** start Dataset excerpt **
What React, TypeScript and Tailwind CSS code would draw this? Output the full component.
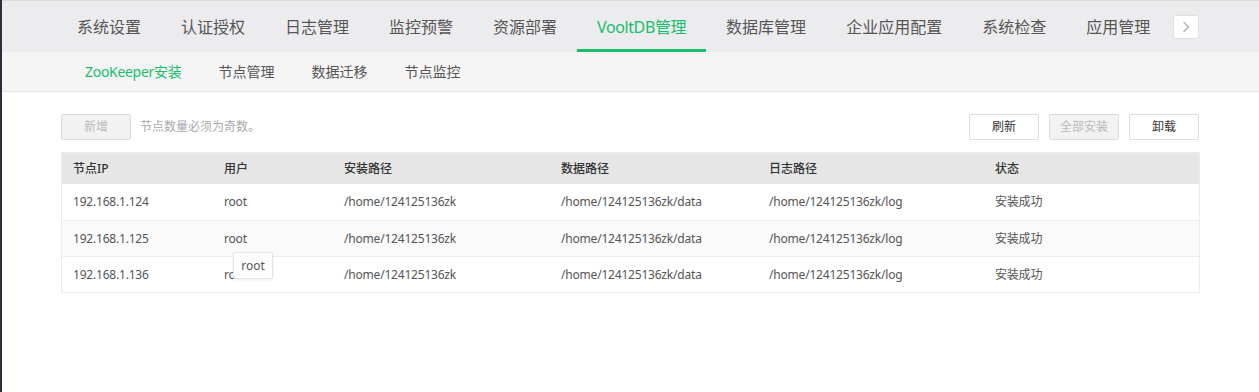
import React from 'react';

const font = { fontFamily: '"Noto Sans", "Noto Sans CJK SC", sans-serif' };

const tabs = ['系统设置', '认证授权', '日志管理', '监控预警', '资源部署', 'VooltDB管理', '数据库管理', '企业应用配置', '系统检查', '应用管理'];
const subTabs = ['ZooKeeper安装', '节点管理', '数据迁移', '节点监控'];

const rows = [
  { ip: '192.168.1.124', user: 'root' },
  { ip: '192.168.1.125', user: 'root' },
  { ip: '192.168.1.136', user: 'root' },
];

const cols = 'grid grid-cols-[151px_120px_217px_208px_226px_1fr]';

export default function App() {
  return (
    <div className="flex h-[392px] w-full bg-white" style={font}>
      <div className="w-[2px] shrink-0 bg-[#2b2f3b]" />
      <div className="flex min-w-0 flex-1 flex-col">
        {/* top nav */}
        <div className="flex h-[52px] items-stretch border-t border-[#d9d9d9] bg-[#ececee] pl-[55px]">
          {tabs.map((t, i) => (
            <div
              key={t}
              className={`relative flex items-center px-5 text-[16px] ${i === 5 ? 'tracking-[-0.4px] text-[#19be6b]' : 'text-[#555]'}`}
            >
              {t}
              {i === 5 && <div className="absolute bottom-0 left-0 right-0 h-[3px] bg-[#19be6b]" />}
            </div>
          ))}
          <div className="ml-[3px] flex items-center">
            <div className="flex h-[24px] w-[26px] items-center justify-center rounded-[3px] border border-[#e0e0e0] bg-white">
              <svg width="10" height="14" viewBox="0 0 10 14" fill="none">
                <path d="M2.5 2 L7.5 7 L2.5 12" stroke="#b5b5b5" strokeWidth="1.5" />
              </svg>
            </div>
          </div>
        </div>

        {/* sub nav */}
        <div className="flex h-[40px] items-center gap-[37px] border-b border-[#e4e4e4] bg-[#f5f5f5] pl-[83px] text-[14px]">
          {subTabs.map((t, i) => (
            <span key={t} className={i === 0 ? 'tracking-[-0.3px] text-[#19be6b]' : 'text-[#555]'}>
              {t}
            </span>
          ))}
        </div>

        {/* toolbar */}
        <div className="mt-[22px] flex items-center pl-[59px] pr-[60px]">
          <button className="h-[26px] w-[70px] rounded-[2px] border border-[#dcdcdc] bg-[#f2f2f2] text-[12px] text-[#bbb]">
            新增
          </button>
          <span className="ml-[9px] text-[12px] text-[#aaa]">节点数量必须为奇数。</span>
          <div className="ml-auto flex gap-[10px]">
            <button className="h-[26px] w-[70px] rounded-[2px] border border-[#dcdcdc] bg-white text-[12px] text-[#333]">
              刷新
            </button>
            <button className="h-[26px] w-[70px] rounded-[2px] border border-[#dcdcdc] bg-[#f2f2f2] text-[12px] text-[#bbb]">
              全部安装
            </button>
            <button className="h-[26px] w-[70px] rounded-[2px] border border-[#dcdcdc] bg-white text-[12px] text-[#333]">
              卸载
            </button>
          </div>
        </div>

        {/* table */}
        <div className="relative ml-[59px] mr-[59px] mt-[12px] border border-[#ebebeb] text-[12px]">
          <div className={`${cols} h-[31px] items-center bg-[#e6e6e6] font-medium text-[#333]`}>
            {['节点IP', '用户', '安装路径', '数据路径', '日志路径', '状态'].map((h) => (
              <div key={h} className="pl-[11px]">{h}</div>
            ))}
          </div>
          {rows.map((r, i) => (
            <div
              key={r.ip}
              className={`${cols} h-[36px] items-center tracking-[-0.2px] text-[#555] ${i > 0 ? 'border-t border-[#ededed]' : ''} ${i === 1 ? 'bg-[#fafafa]' : 'bg-white'}`}
            >
              <div className="pl-[11px]">{r.ip}</div>
              <div className="pl-[11px]">{r.user}</div>
              <div className="pl-[11px]">/home/124125136zk</div>
              <div className="pl-[11px]">/home/124125136zk/data</div>
              <div className="pl-[11px]">/home/124125136zk/log</div>
              <div className="pl-[11px]">安装成功</div>
            </div>
          ))}
          <div className="absolute left-[171px] top-[99px] flex h-[27px] w-[40px] items-center justify-center rounded-[2px] border border-[#e5e5e5] bg-white text-[12px] text-[#555] shadow-[0_1px_3px_rgba(0,0,0,0.08)]">
            root
          </div>
        </div>
      </div>
    </div>
  );
}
** end Dataset excerpt **
▸ Task directions: Using the listing above, list every line in which the string "React" occurs.

▸ The solution:
What React, TypeScript and Tailwind CSS code would draw this? Output the full component.
import React from 'react';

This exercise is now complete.